**TASK PROMPT:**
Quote each line of the material verbatim, without the pictures.

**DATA LINES:**
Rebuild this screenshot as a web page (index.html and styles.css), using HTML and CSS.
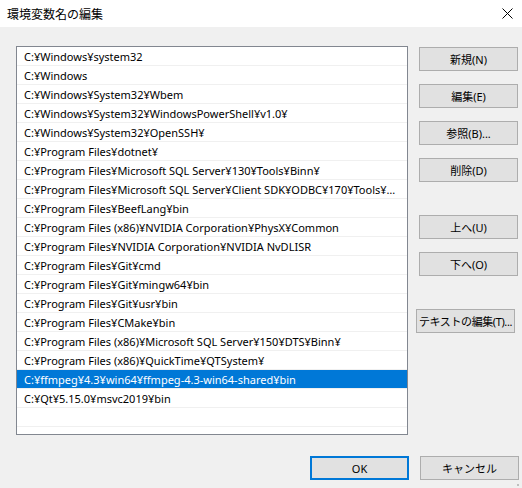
FILE: index.html
```html
<!DOCTYPE html>
<html lang="ja">
<head>
  <meta charset="UTF-8" />
  <title>環境変数名の編集</title>
  <link rel="stylesheet" href="styles.css">
</head>
<body>

  <div class="dialog">
    <div class="titlebar">
      <span class="title">環境変数名の編集</span>
      <svg class="close" width="11" height="11" viewBox="0 0 11 11">
        <path d="M0.5 0.5 L10.5 10.5 M10.5 0.5 L0.5 10.5" stroke="#000" stroke-width="1" fill="none" />
      </svg>
    </div>

    <div class="content">
      <ul class="pathlist" id="pathList"></ul>

      <div class="actions">
        <button>新規(N)</button>
        <button>編集(E)</button>
        <button>参照(B)...</button>
        <button>削除(D)</button>
        <button class="group">上へ(U)</button>
        <button>下へ(O)</button>
        <button class="group wide">テキストの編集(T)...</button>
      </div>
    </div>

    <div class="footer">
      <button class="default">OK</button>
      <button>キャンセル</button>
    </div>

    <svg class="grip" width="4" height="4" viewBox="0 0 4 4">
      <rect x="1" y="1" width="2" height="2" fill="#bfbfbf" />
    </svg>
  </div>

  <script>
    const paths = [
      'C:¥Windows¥system32',
      'C:¥Windows',
      'C:¥Windows¥System32¥Wbem',
      'C:¥Windows¥System32¥WindowsPowerShell¥v1.0¥',
      'C:¥Windows¥System32¥OpenSSH¥',
      'C:¥Program Files¥dotnet¥',
      'C:¥Program Files¥Microsoft SQL Server¥130¥Tools¥Binn¥',
      'C:¥Program Files¥Microsoft SQL Server¥Client SDK¥ODBC¥170¥Tools¥Binn¥',
      'C:¥Program Files¥BeefLang¥bin',
      'C:¥Program Files (x86)¥NVIDIA Corporation¥PhysX¥Common',
      'C:¥Program Files¥NVIDIA Corporation¥NVIDIA NvDLISR',
      'C:¥Program Files¥Git¥cmd',
      'C:¥Program Files¥Git¥mingw64¥bin',
      'C:¥Program Files¥Git¥usr¥bin',
      'C:¥Program Files¥CMake¥bin',
      'C:¥Program Files (x86)¥Microsoft SQL Server¥150¥DTS¥Binn¥',
      'C:¥Program Files (x86)¥QuickTime¥QTSystem¥',
      'C:¥ffmpeg¥4.3¥win64¥ffmpeg-4.3-win64-shared¥bin',
      'C:¥Qt¥5.15.0¥msvc2019¥bin',
      '',
      ''
    ];
    const selected = 17;

    const list = document.getElementById('pathList');
    paths.forEach((p, i) => {
      const li = document.createElement('li');
      li.textContent = p;
      if (i === selected) li.className = 'selected';
      list.appendChild(li);
    });
  </script>

</body>
</html>
```

FILE: styles.css
```css
body {
  margin: 0;
  padding: 0;
  font-family: 'Noto Sans', 'Noto Sans CJK JP', sans-serif;
  font-size: 11px;
  color: #000;
}
.dialog {
  position: relative;
  width: 522px;
  height: 488px;
  background: #f0f0f0;
  overflow: hidden;
}
.titlebar {
  height: 27px;
  background: #fff;
  display: flex;
  align-items: center;
  justify-content: space-between;
  padding: 0 9px 0 7px;
}
.title {
  font-family: 'Noto Sans CJK JP', sans-serif;
  font-size: 12px;
}
.content {
  display: flex;
  gap: 11px;
  padding: 19px 0 0 16px;
}
.pathlist {
  list-style: none;
  margin: 0;
  padding: 0;
  width: 390px;
  height: 387px;
  border: 1px solid #828790;
  background: #fff;
  overflow: hidden;
}
.pathlist li {
  height: 17px;
  line-height: 17px;
  padding: 1px 8px 0 7px;
  border-bottom: 1px solid #f0f0f0;
  white-space: nowrap;
  overflow: hidden;
  text-overflow: ellipsis;
}
.pathlist li.selected {
  background: #0078d7;
  color: #fff;
}
.actions {
  display: flex;
  flex-direction: column;
  align-items: flex-start;
  padding-top: 1px;
}
button {
  width: 99px;
  height: 24px;
  margin: 0;
  padding: 0;
  background: #e1e1e1;
  border: 1px solid #adadad;
  font-family: 'Noto Sans', 'Noto Sans CJK JP', sans-serif;
  font-size: 11px;
  color: #000;
  white-space: nowrap;
}
.actions button + button {
  margin-top: 13px;
}
.actions button.group {
  margin-top: 33px;
}
.actions button.wide {
  margin-left: -3px;
  letter-spacing: -0.4px;
}
.footer {
  display: flex;
  justify-content: flex-end;
  gap: 11px;
  padding: 21px 3px 0 0;
}
.footer button.default {
  border: 2px solid #0078d7;
}
.grip {
  position: absolute;
  right: 2px;
  bottom: 1px;
}
```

**WRITTEN SOLUTION:**
Rebuild this screenshot as a web page (index.html and styles.css), using HTML and CSS.
FILE: index.html
```html
<!DOCTYPE html>
<html lang="ja">
<head>
  <meta charset="UTF-8" />
  <title>環境変数名の編集</title>
  <link rel="stylesheet" href="styles.css">
</head>
<body>

  <div class="dialog">
    <div class="titlebar">
      <span class="title">環境変数名の編集</span>
      <svg class="close" width="11" height="11" viewBox="0 0 11 11">
        <path d="M0.5 0.5 L10.5 10.5 M10.5 0.5 L0.5 10.5" stroke="#000" stroke-width="1" fill="none" />
      </svg>
    </div>

    <div class="content">
      <ul class="pathlist" id="pathList"></ul>

      <div class="actions">
        <button>新規(N)</button>
        <button>編集(E)</button>
        <button>参照(B)...</button>
        <button>削除(D)</button>
        <button class="group">上へ(U)</button>
        <button>下へ(O)</button>
        <button class="group wide">テキストの編集(T)...</button>
      </div>
    </div>

    <div class="footer">
      <button class="default">OK</button>
      <button>キャンセル</button>
    </div>

    <svg class="grip" width="4" height="4" viewBox="0 0 4 4">
      <rect x="1" y="1" width="2" height="2" fill="#bfbfbf" />
    </svg>
  </div>

  <script>
    const paths = [
      'C:¥Windows¥system32',
      'C:¥Windows',
      'C:¥Windows¥System32¥Wbem',
      'C:¥Windows¥System32¥WindowsPowerShell¥v1.0¥',
      'C:¥Windows¥System32¥OpenSSH¥',
      'C:¥Program Files¥dotnet¥',
      'C:¥Program Files¥Microsoft SQL Server¥130¥Tools¥Binn¥',
      'C:¥Program Files¥Microsoft SQL Server¥Client SDK¥ODBC¥170¥Tools¥Binn¥',
      'C:¥Program Files¥BeefLang¥bin',
      'C:¥Program Files (x86)¥NVIDIA Corporation¥PhysX¥Common',
      'C:¥Program Files¥NVIDIA Corporation¥NVIDIA NvDLISR',
      'C:¥Program Files¥Git¥cmd',
      'C:¥Program Files¥Git¥mingw64¥bin',
      'C:¥Program Files¥Git¥usr¥bin',
      'C:¥Program Files¥CMake¥bin',
      'C:¥Program Files (x86)¥Microsoft SQL Server¥150¥DTS¥Binn¥',
      'C:¥Program Files (x86)¥QuickTime¥QTSystem¥',
      'C:¥ffmpeg¥4.3¥win64¥ffmpeg-4.3-win64-shared¥bin',
      'C:¥Qt¥5.15.0¥msvc2019¥bin',
      '',
      ''
    ];
    const selected = 17;

    const list = document.getElementById('pathList');
    paths.forEach((p, i) => {
      const li = document.createElement('li');
      li.textContent = p;
      if (i === selected) li.className = 'selected';
      list.appendChild(li);
    });
  </script>

</body>
</html>
```

FILE: styles.css
```css
body {
  margin: 0;
  padding: 0;
  font-family: 'Noto Sans', 'Noto Sans CJK JP', sans-serif;
  font-size: 11px;
  color: #000;
}
.dialog {
  position: relative;
  width: 522px;
  height: 488px;
  background: #f0f0f0;
  overflow: hidden;
}
.titlebar {
  height: 27px;
  background: #fff;
  display: flex;
  align-items: center;
  justify-content: space-between;
  padding: 0 9px 0 7px;
}
.title {
  font-family: 'Noto Sans CJK JP', sans-serif;
  font-size: 12px;
}
.content {
  display: flex;
  gap: 11px;
  padding: 19px 0 0 16px;
}
.pathlist {
  list-style: none;
  margin: 0;
  padding: 0;
  width: 390px;
  height: 387px;
  border: 1px solid #828790;
  background: #fff;
  overflow: hidden;
}
.pathlist li {
  height: 17px;
  line-height: 17px;
  padding: 1px 8px 0 7px;
  border-bottom: 1px solid #f0f0f0;
  white-space: nowrap;
  overflow: hidden;
  text-overflow: ellipsis;
}
.pathlist li.selected {
  background: #0078d7;
  color: #fff;
}
.actions {
  display: flex;
  flex-direction: column;
  align-items: flex-start;
  padding-top: 1px;
}
button {
  width: 99px;
  height: 24px;
  margin: 0;
  padding: 0;
  background: #e1e1e1;
  border: 1px solid #adadad;
  font-family: 'Noto Sans', 'Noto Sans CJK JP', sans-serif;
  font-size: 11px;
  color: #000;
  white-space: nowrap;
}
.actions button + button {
  margin-top: 13px;
}
.actions button.group {
  margin-top: 33px;
}
.actions button.wide {
  margin-left: -3px;
  letter-spacing: -0.4px;
}
.footer {
  display: flex;
  justify-content: flex-end;
  gap: 11px;
  padding: 21px 3px 0 0;
}
.footer button.default {
  border: 2px solid #0078d7;
}
.grip {
  position: absolute;
  right: 2px;
  bottom: 1px;
}
```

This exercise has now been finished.